## COLLECTED DATA
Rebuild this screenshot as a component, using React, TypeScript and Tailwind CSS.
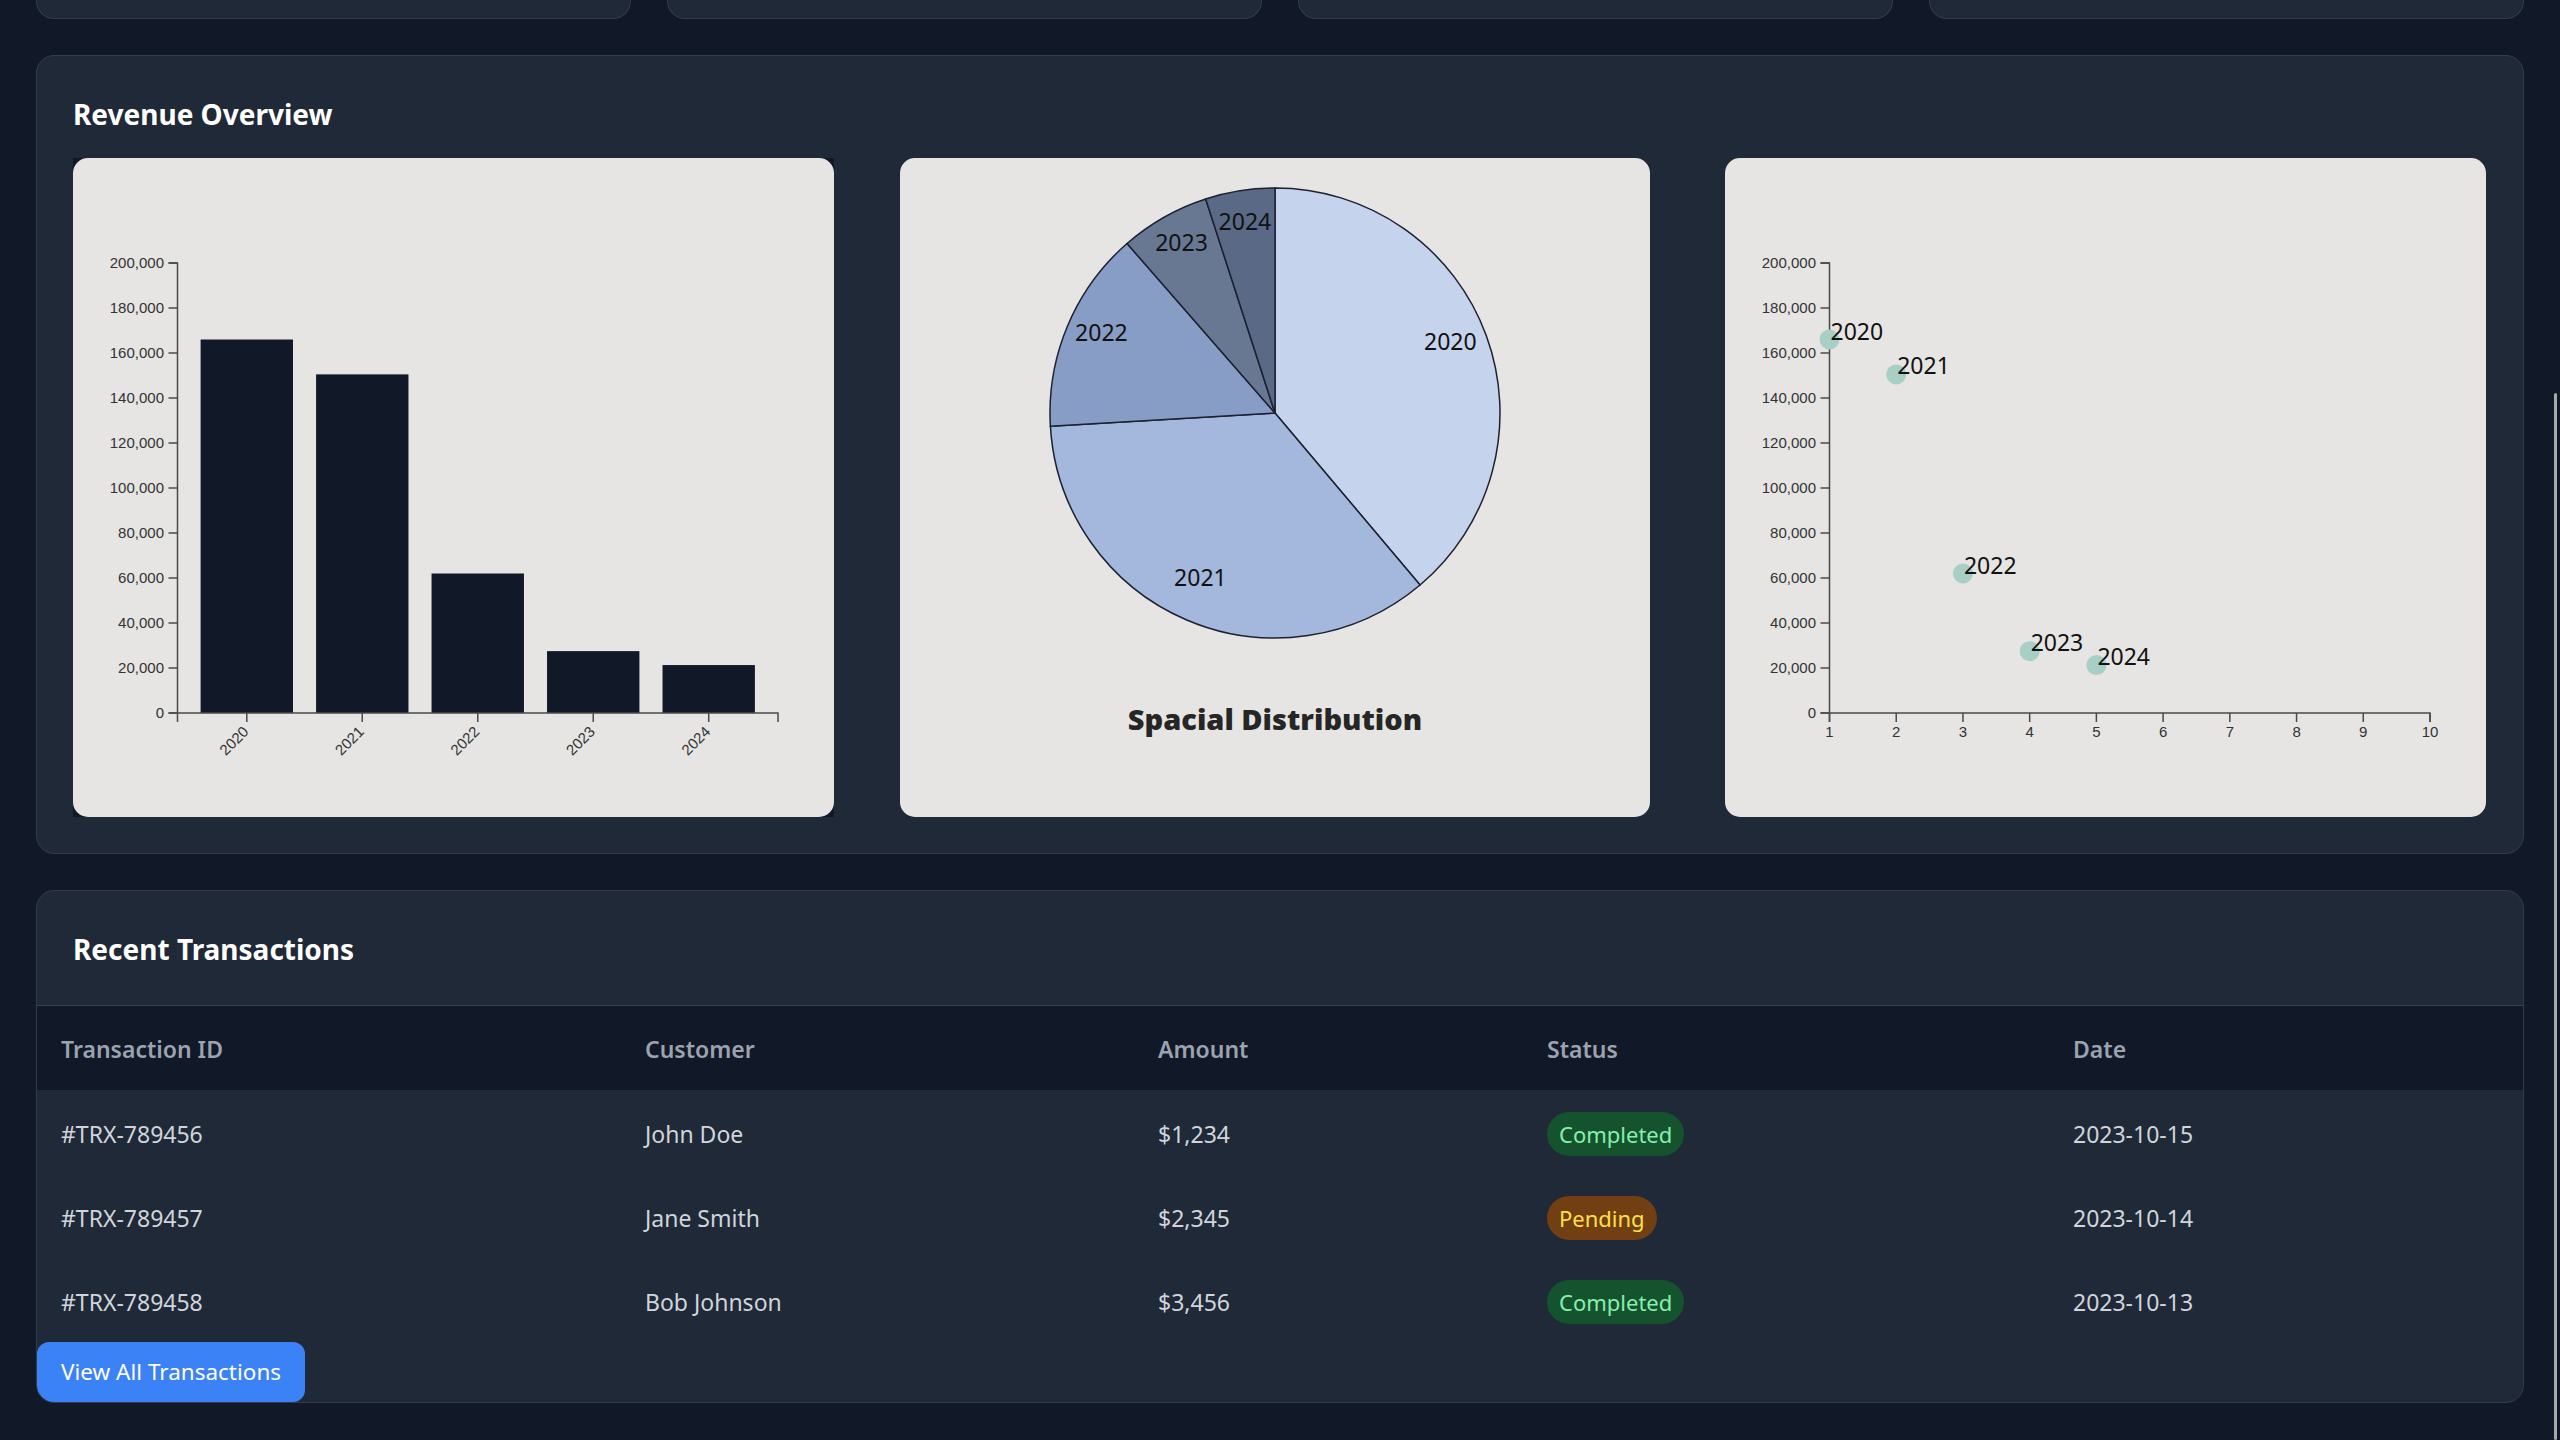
import React from "react";

const AXIS = "#4a4a4a";
const TICK_TEXT = "#333333";
const ARIAL = "'Liberation Sans', Arial, sans-serif";
const UI = "'Noto Sans', 'Open Sans', sans-serif";

const data = [
  { year: "2020", value: 166000 },
  { year: "2021", value: 150500 },
  { year: "2022", value: 62000 },
  { year: "2023", value: 27500 },
  { year: "2024", value: 21300 },
];

const L = 104.5;
const T = 105;
const B = 555;
const R = 705;
const yScale = (v: number) => B - (v / 200000) * (B - T);
const yTicks = [0, 20000, 40000, 60000, 80000, 100000, 120000, 140000, 160000, 180000, 200000];
const fmt = (n: number) => String(n).replace(/\B(?=(\d{3})+(?!\d))/g, ",");

function YAxis() {
  return (
    <g>
      {yTicks.map((t) => (
        <g key={t} transform={`translate(${L},${yScale(t)})`}>
          <line x1={-9} x2={0} y1={0} y2={0} stroke={AXIS} strokeWidth={1.5} />
          <text x={-13.5} dy="0.32em" textAnchor="end" fontSize={15} fill={TICK_TEXT} fontFamily={ARIAL}>
            {fmt(t)}
          </text>
        </g>
      ))}
      <path d={`M${L - 9},${T}H${L}V${B}H${L - 9}`} fill="none" stroke={AXIS} strokeWidth={1.5} />
    </g>
  );
}

function BarChart() {
  const step = (R - L) / 5.2;
  const bw = step * 0.8;
  const x0 = L + step * 0.2;
  return (
    <svg width={761} height={659} className="block">
      {data.map((d, i) => {
        const x = x0 + i * step;
        const y = yScale(d.value);
        return <rect key={d.year} x={x} y={y} width={bw} height={B - y} fill="#111827" />;
      })}
      <YAxis />
      <g>
        {data.map((d, i) => {
          const cx = x0 + i * step + bw / 2;
          return (
            <g key={d.year} transform={`translate(${cx},${B})`}>
              <line x1={0} x2={0} y1={0} y2={9} stroke={AXIS} strokeWidth={1.5} />
              <text
                x={-12}
                y={15.75}
                transform="rotate(-45)"
                textAnchor="end"
                fontSize={15}
                fill={TICK_TEXT}
                fontFamily={ARIAL}
              >
                {d.year}
              </text>
            </g>
          );
        })}
        <path d={`M${L},${B + 9}V${B}H${R}V${B + 9}`} fill="none" stroke={AXIS} strokeWidth={1.5} />
      </g>
    </svg>
  );
}

const pieColors = ["#c6d3ec", "#a4b7dc", "#889dc6", "#687893", "#5a6985"];
const pieLabels: [number, number][] = [
  [175.3, -72],
  [-74.6, 164.4],
  [-173.6, -80.6],
  [-93.5, -170.8],
  [-30.1, -192.5],
];

function PieChart() {
  const cx = 375;
  const cy = 255;
  const r = 225;
  const total = data.reduce((s, d) => s + d.value, 0);
  let a0 = 0;
  const arcs = data.map((d, i) => {
    const a1 = a0 + (d.value / total) * Math.PI * 2;
    const x0 = cx + r * Math.sin(a0);
    const y0 = cy - r * Math.cos(a0);
    const x1 = cx + r * Math.sin(a1);
    const y1 = cy - r * Math.cos(a1);
    const large = a1 - a0 > Math.PI ? 1 : 0;
    const path = `M${cx},${cy}L${x0},${y0}A${r},${r} 0 ${large} 1 ${x1},${y1}Z`;
    a0 = a1;
    return { path, color: pieColors[i], year: d.year };
  });
  return (
    <svg width={750} height={659} className="block">
      {arcs.map((a) => (
        <path key={a.year} d={a.path} fill={a.color} stroke="#1b2130" strokeWidth={1.5} />
      ))}
      {arcs.map((a, i) => (
        <text
          key={a.year + "l"}
          x={cx + pieLabels[i][0]}
          y={cy + pieLabels[i][1]}
          textAnchor="middle"
          dominantBaseline="central"
          fontSize={23}
          fill="#111111"
          fontFamily={UI}
        >
          {a.year}
        </text>
      ))}
      <text
        x={375}
        y={572}
        textAnchor="middle"
        fontSize={29}
        fontWeight={900}
        fill="#262626"
        fontFamily={UI}
      >
        Spacial Distribution
      </text>
    </svg>
  );
}

function ScatterChart() {
  const xs = (v: number) => L + ((v - 1) / 9) * (R - L);
  const xTicks = [1, 2, 3, 4, 5, 6, 7, 8, 9, 10];
  return (
    <svg width={761} height={659} className="block">
      <YAxis />
      <g>
        {xTicks.map((t) => (
          <g key={t} transform={`translate(${xs(t)},${B})`}>
            <line x1={0} x2={0} y1={0} y2={9} stroke={AXIS} strokeWidth={1.5} />
            <text y={13.5} dy="0.71em" textAnchor="middle" fontSize={15} fill={TICK_TEXT} fontFamily={ARIAL}>
              {t}
            </text>
          </g>
        ))}
        <path d={`M${L},${B + 9}V${B}H${R}V${B + 9}`} fill="none" stroke={AXIS} strokeWidth={1.5} />
      </g>
      {data.map((d, i) => (
        <circle key={d.year} cx={xs(i + 1)} cy={yScale(d.value)} r={10} fill="#a7cfc5" />
      ))}
      {data.map((d, i) => (
        <text key={d.year + "t"} x={xs(i + 1) + 1} y={yScale(d.value)} fontSize={23} fill="#111111" fontFamily={UI}>
          {d.year}
        </text>
      ))}
    </svg>
  );
}

const rows = [
  { id: "#TRX-789456", customer: "John Doe", amount: "$1,234", status: "Completed", date: "2023-10-15" },
  { id: "#TRX-789457", customer: "Jane Smith", amount: "$2,345", status: "Pending", date: "2023-10-14" },
  { id: "#TRX-789458", customer: "Bob Johnson", amount: "$3,456", status: "Completed", date: "2023-10-13" },
];

function Badge({ status }: { status: string }) {
  if (status === "Completed") {
    return (
      <span className="inline-block rounded-full bg-[#14532d] px-[12px] py-[4px] text-[22px] leading-[36px] text-[#86efac] align-middle">
        Completed
      </span>
    );
  }
  return (
    <span className="inline-block rounded-full bg-[#713f12] px-[12px] py-[4px] text-[22px] leading-[36px] text-[#fde047] align-middle">
      Pending
    </span>
  );
}

export default function App() {
  return (
    <div className="min-h-screen bg-[#111827] px-[36px] pb-[36px] font-['Noto_Sans','Open_Sans',sans-serif]">
      <div className="grid grid-cols-4 gap-[36px]">
        <div className="h-[19px] rounded-b-[18px] border border-t-0 border-[#323c4c] bg-[#1f2937]" />
        <div className="h-[19px] rounded-b-[18px] border border-t-0 border-[#323c4c] bg-[#1f2937]" />
        <div className="h-[19px] rounded-b-[18px] border border-t-0 border-[#323c4c] bg-[#1f2937]" />
        <div className="h-[19px] rounded-b-[18px] border border-t-0 border-[#323c4c] bg-[#1f2937]" />
      </div>

      <section className="mt-[36px] rounded-[18px] border border-[#323c4c] bg-[#1f2937] p-[36px]">
        <h2 className="pt-[2px] text-[28px] font-bold leading-[40px] text-white">Revenue Overview</h2>
        <div className="mt-[24px] flex">
          <div className="h-[659px] w-[761px] shrink-0 bg-[#111827]">
            <div className="h-full w-full overflow-hidden rounded-[15px] bg-[#e6e5e3]">
              <BarChart />
            </div>
          </div>
          <div className="ml-[66px] h-[659px] w-[750px] shrink-0 overflow-hidden rounded-[15px] bg-[#e6e5e3]">
            <PieChart />
          </div>
          <div className="ml-[75px] h-[659px] w-[761px] shrink-0 overflow-hidden rounded-[15px] bg-[#e6e5e3]">
            <ScatterChart />
          </div>
        </div>
      </section>

      <section className="mt-[36px] overflow-hidden rounded-[18px] border border-[#323c4c] bg-[#1f2937]">
        <div className="border-b border-[#374151] p-[36px]">
          <h2 className="pt-[2px] text-[28px] font-bold leading-[40px] text-white">Recent Transactions</h2>
        </div>
        <table className="w-full table-fixed border-collapse text-left">
          <colgroup>
            <col className="w-[584px]" />
            <col className="w-[513px]" />
            <col className="w-[389px]" />
            <col className="w-[526px]" />
            <col />
          </colgroup>
          <thead className="bg-[#111827]">
            <tr>
              <th className="px-[24px] pt-[25px] pb-[23px] text-[23px] font-semibold leading-[36px] text-[#9ca3af]">Transaction ID</th>
              <th className="px-[24px] pt-[25px] pb-[23px] text-[23px] font-semibold leading-[36px] text-[#9ca3af]">Customer</th>
              <th className="px-[24px] pt-[25px] pb-[23px] text-[23px] font-semibold leading-[36px] text-[#9ca3af]">Amount</th>
              <th className="px-[24px] pt-[25px] pb-[23px] text-[23px] font-semibold leading-[36px] text-[#9ca3af]">Status</th>
              <th className="px-[24px] pt-[25px] pb-[23px] text-[23px] font-semibold leading-[36px] text-[#9ca3af]">Date</th>
            </tr>
          </thead>
          <tbody>
            {rows.map((r) => (
              <tr key={r.id} className="h-[84px]">
                <td className="px-[24px] pt-[22px] pb-[18px] text-[23px] leading-[36px] text-[#d1d5db]">{r.id}</td>
                <td className="px-[24px] pt-[22px] pb-[18px] text-[23px] leading-[36px] text-[#d1d5db]">{r.customer}</td>
                <td className="px-[24px] pt-[22px] pb-[18px] text-[23px] leading-[36px] text-[#d1d5db]">{r.amount}</td>
                <td className="px-[24px] pt-[22px] pb-[18px] text-[23px] leading-[36px]">
                  <Badge status={r.status} />
                </td>
                <td className="px-[24px] pt-[22px] pb-[18px] text-[23px] leading-[36px] text-[#d1d5db]">{r.date}</td>
              </tr>
            ))}
          </tbody>
        </table>
        <button className="block rounded-[12px] bg-[#3b82f6] px-[24px] py-[12px] text-[22.5px] leading-[36px] text-white">
          View All Transactions
        </button>
      </section>

      <div className="pointer-events-none fixed right-[3px] top-[393px] bottom-0 w-[3px] rounded-full bg-[#a8a8a8]" />
    </div>
  );
}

## WHAT NEEDS TO BE DONE
Identify every line holding the word "React" and copy it out.

## WORKED ANSWER
Rebuild this screenshot as a component, using React, TypeScript and Tailwind CSS.
import React from "react";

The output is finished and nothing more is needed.